> [What is needed]
Exactly as written, write out the lines below from the first to the one containing "import React from", inclusive. Pictures do not belong in the copy.

> [Source material]
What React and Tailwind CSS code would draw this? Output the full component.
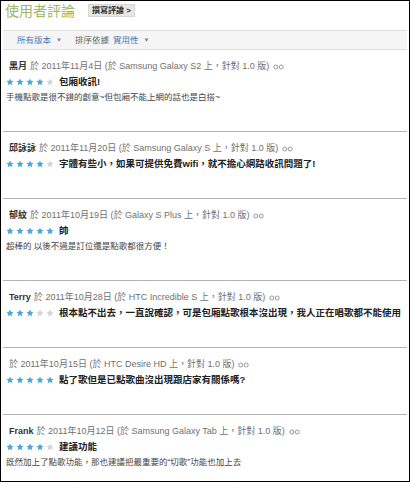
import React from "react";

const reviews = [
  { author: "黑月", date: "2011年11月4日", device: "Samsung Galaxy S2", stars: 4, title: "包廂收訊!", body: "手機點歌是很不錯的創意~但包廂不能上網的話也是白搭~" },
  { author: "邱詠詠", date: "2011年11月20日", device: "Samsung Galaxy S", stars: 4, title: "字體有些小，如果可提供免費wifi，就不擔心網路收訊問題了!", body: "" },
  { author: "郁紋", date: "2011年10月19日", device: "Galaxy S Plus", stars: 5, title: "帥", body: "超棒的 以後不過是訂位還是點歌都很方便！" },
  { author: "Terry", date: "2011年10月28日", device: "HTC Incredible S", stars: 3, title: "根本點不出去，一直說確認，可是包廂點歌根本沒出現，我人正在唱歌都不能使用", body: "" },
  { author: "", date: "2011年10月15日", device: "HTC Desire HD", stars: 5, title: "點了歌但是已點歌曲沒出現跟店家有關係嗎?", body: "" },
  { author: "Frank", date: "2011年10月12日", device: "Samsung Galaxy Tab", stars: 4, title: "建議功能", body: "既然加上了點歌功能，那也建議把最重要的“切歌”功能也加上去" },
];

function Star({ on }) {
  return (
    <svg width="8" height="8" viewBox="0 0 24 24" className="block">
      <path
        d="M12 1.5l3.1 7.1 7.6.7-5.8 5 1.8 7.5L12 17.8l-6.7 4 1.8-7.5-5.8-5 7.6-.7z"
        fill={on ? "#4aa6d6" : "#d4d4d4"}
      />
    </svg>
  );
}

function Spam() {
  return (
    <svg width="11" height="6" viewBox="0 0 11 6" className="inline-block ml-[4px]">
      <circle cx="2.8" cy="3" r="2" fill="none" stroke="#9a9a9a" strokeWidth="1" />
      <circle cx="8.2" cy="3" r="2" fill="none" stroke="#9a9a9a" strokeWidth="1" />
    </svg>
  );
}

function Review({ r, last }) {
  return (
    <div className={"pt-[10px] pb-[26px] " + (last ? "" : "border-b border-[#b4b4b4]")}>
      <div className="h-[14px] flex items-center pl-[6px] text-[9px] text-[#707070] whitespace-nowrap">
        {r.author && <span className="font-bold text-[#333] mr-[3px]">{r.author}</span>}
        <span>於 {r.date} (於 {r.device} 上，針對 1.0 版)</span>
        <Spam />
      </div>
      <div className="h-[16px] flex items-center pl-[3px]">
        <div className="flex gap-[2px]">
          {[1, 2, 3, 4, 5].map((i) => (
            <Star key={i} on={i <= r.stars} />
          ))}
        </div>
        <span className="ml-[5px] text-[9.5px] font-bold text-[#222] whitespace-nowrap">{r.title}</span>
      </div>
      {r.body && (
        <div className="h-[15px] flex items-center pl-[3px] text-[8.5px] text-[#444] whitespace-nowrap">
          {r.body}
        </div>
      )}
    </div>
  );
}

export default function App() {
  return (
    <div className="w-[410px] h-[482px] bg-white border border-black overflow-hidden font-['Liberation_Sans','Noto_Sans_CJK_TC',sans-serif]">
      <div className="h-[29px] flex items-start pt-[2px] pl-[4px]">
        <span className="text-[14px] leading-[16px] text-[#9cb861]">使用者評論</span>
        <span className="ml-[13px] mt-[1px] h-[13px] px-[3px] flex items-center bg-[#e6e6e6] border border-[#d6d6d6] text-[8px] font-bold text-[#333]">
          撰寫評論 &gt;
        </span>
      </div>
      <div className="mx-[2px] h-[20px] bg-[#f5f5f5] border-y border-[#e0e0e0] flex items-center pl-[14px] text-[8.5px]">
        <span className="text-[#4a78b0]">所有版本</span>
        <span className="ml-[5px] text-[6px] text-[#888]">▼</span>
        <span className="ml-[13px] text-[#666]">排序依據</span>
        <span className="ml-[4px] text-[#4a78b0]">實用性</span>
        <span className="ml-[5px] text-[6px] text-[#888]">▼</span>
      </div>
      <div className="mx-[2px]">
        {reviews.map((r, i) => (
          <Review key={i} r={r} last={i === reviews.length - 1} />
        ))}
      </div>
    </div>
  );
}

> [Solution for this task]
What React and Tailwind CSS code would draw this? Output the full component.
import React from "react";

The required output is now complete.